This is much the same dynamic we wrote about in Will Hawaiian’s Planes Leave Hawaii?. In both cases, Alaska inherited important airline decisions that made sense for Hawaiian in a very different time that no longer line up with Alaska’s financial reality.

Behemoth Amazon offered stable revenue when Hawaiian Airlines desperately needed it. Hawaiian accepted terms that, in hindsight, heavily favored Amazon because there was no real alternative. As we laid out at the time in Amazon And Hawaiian Airlines: New Planes, Flights And Ownership, this was a survival move rather than a growth strategy. It bought time. It also locked in commitments that now sit squarely at Alaska Airlines.

The deal Hawaiian felt forced to sign.

Amazon did not come to Hawaiian for its brand or any passenger network. It came for Hawaiian’s ability to operate and maintain Airbus A330s at scale.. Hawaiian was one of only two major U.S. airlines operating the Airbus A330 in significant numbers.

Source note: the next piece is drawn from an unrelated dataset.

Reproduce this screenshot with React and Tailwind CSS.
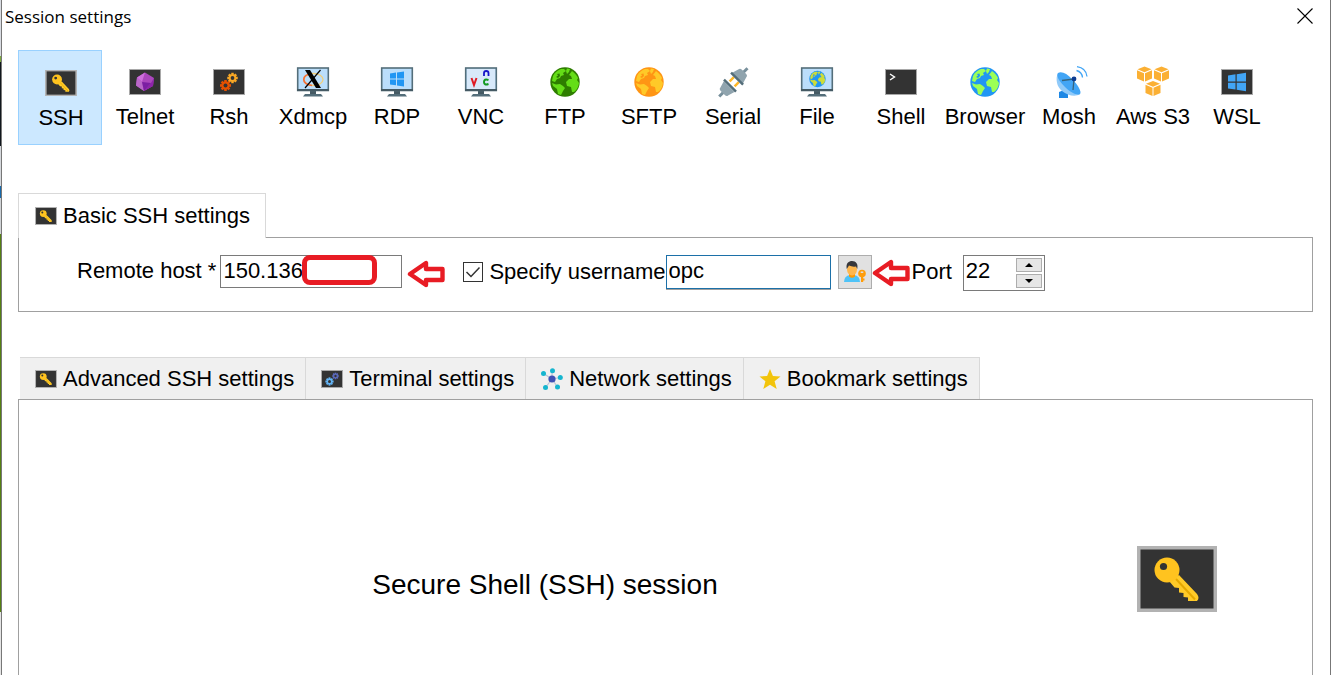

That left Amazon with very few options for the widebody cargo lift it needed to move dense loads overnight between major logistics hubs. Hawaiian fit the bill, and Hawaiian needed the money badly enough to say yes. Deal done.

The agreement committed Hawaiian to operating ten A330-300 converted freighters under a largely fixed-fee structure. Amazon supplies the aircraft through leasing arrangements. Hawaiian supplies the crews, maintenance, and daily operation. From the start, this was a low-margin business. Amazon negotiates a hard bargain with every vendor, and Hawaiian was no exception. The fixed-fee structure meant Hawaiian absorbed rising labor and maintenance costs while the payment remained largely flat. That math gets worse every year, never better.

This became clear when the aircraft actually started arriving. When we first spotted the Amazon A330 in Honolulu and asked what it meant for pilots and staffing, it was already obvious this operation would never slot neatly within Hawaiian’s passenger flying.

To make the deal work, Hawaiian hired more than 160 additional pilots and opened a crew base in distant Cincinnati, built around Amazon’s massive CVG hub. The flying, the staffing, and the location were all designed around Amazon’s schedule, not Hawaiian’s network.

At the time, the logic was clear. Hawaiian stayed alive. Everything else came second. This was classic ex-CEO Peter Ingram-era thinking: accept unfavorable terms now, worry about the consequences later. Hawaiian survived (albeit briefly before acquisition), but the bills keep coming due.

Alaska inherits a problem it did not buy.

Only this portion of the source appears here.